Dark matter clumps and streams in Milky Way
BY DR EMILY BALDWIN
ASTRONOMY NOW

Posted: August 7, 2008

Using powerful supercomputer simulations, researchers have reason to believe that dense clumps and streams of dark matter lurk in the inner regions of the Milky Way’s galactic halo, in the same neighborhood as our Solar System.

So far, the mysterious dark matter of the Universe has only been inferred through its gravitational effects on stars and galaxies, which is a key assumption of the ‘cold dark matter’ theory, the leading explanation for how the Universe evolved after the Big Bang, as well as the basis for the simulations reported in this week’s issue of the journal Nature.

“Fortunately, for the simulations we do not need to know the mysterious nature of dark matter,” Juerg Diemand, lead author of the paper, tells Astronomy Now. “One can infer the dark matter distribution in the early Universe from observations of tiny temperature fluctuations in the cosmic microwave background. This determines the initial conditions for our simulations. Dark matter interacts with itself and with ordinary matter practically only through gravity, so we ‘simply’ have to solve the gravitational interactions between our simulations particles in an expanding Universe.”

The evolution of structure as simulated for a Milky Way sized-halo over six different redshifts (z), from left to right and top to bottom, 12.8, 12.0, 10.3, 6.8, 3.4 billion years ago, and today. Image: http://www.ucolick.org/~diemand/vl/

Dark matter is thought to account for about 82 percent of the matter in the Universe and as a result, has largely controlled the
evolution of structure in the Universe. The ordinary matter that forms stars and planets has fallen into the ‘gravitational wells’ created by clumps of dark matter, giving rise to galaxies in the centres of dark matter halos. By simulating the gravitational interactions of more than a billion parcels of dark matter over 13.7 billion years, the research team were able to replicate this process. The simulation took a month to run using 3,000 parallel processors and about 1.1 million processor hours on the Jaguar supercomputer at Oak Ridge National Laboratory.
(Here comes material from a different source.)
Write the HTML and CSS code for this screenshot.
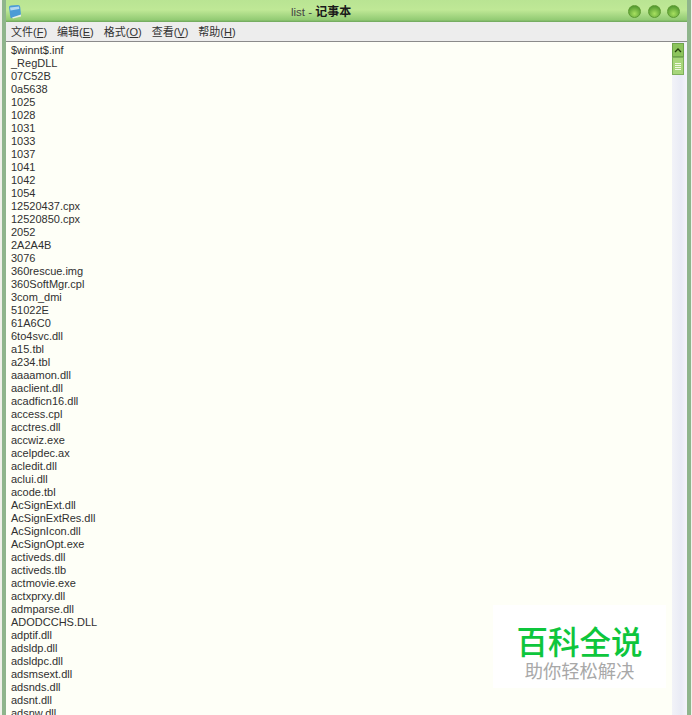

"It simulates the dark matter distribution from near the time of the Big Bang until the present epoch, so practically the entire age of the Universe, and focuses on resolving the halo around a galaxy like the Milky Way," says Diemand. "We see a lot of substructure, even in the inner part of the halo where the Solar System is. Every substructure has its own sub-substructure, and so on. There are lumps on all scales.”

The most massive of the subhalos would likely host dwarf
galaxies such as those observed orbiting the Milky Way. By studying the motions of stars within dwarf galaxies, astronomers can calculate the density of the dark matter in the subhalos and compare that with the densities predicted by the simulation.

"We can make comparisons with the dwarf galaxies and stellar streams associated with the Milky Way. The appearance of these stellar systems is closely linked to the substructure of the dark matter halo," says Diemand.

The wealth of substructure that survives to the present day is shown in this 800kpc square image where over 40,000 subhalos within 402kpc of the centre were resolved. The bottom inset shows the local density and the top inset shows coherent streams of matter formed from material removed from accreted and disrupted subhalos. Image: http://www.ucolick.org/~diemand/vl/

Although the central densities in the simulated dark matter subhalos are consistent with the observations of stellar motions in dwarf galaxies, there remains a discrepancy between the number of dark matter subhalos in the simulation and the number of dwarf galaxies that have been observed around the Milky Way. “Some subhalos may remain dark if, for example, they are not sufficiently massive to support star formation,” says Piero Madau, one of the co-authors on the recent paper.

“We are working on detailed comparisons with the observed stellar halos and satellite galaxies around the Milky Way and other galaxies,” adds Diemand.

Despite the illusive nature of dark matter, some theorists believe that it consists of weakly interacting massive particles (WIMPs), which can annihilate each other, emitting gamma rays when they collide. Such emission could be detected by the recently launched Gamma-ray Large Area Space Telescope (GLAST). "That's what makes this exciting," says Madau. "Some of those clumps are so dense they will emit a lot of gamma rays if there is dark matter annihilation, and it might easily be detected by GLAST."

Diemand comments that for typical WIMPs, anywhere from a handful to a few dozen clear signals should stand out from the gamma-ray background after two years of observations. “That would be a big discovery for GLAST," he says.

GLAST launched successfully in June of this year, and has already detected a dozen powerful gamma-ray bursts, an encouraging sign of good things to come from the mission in the future.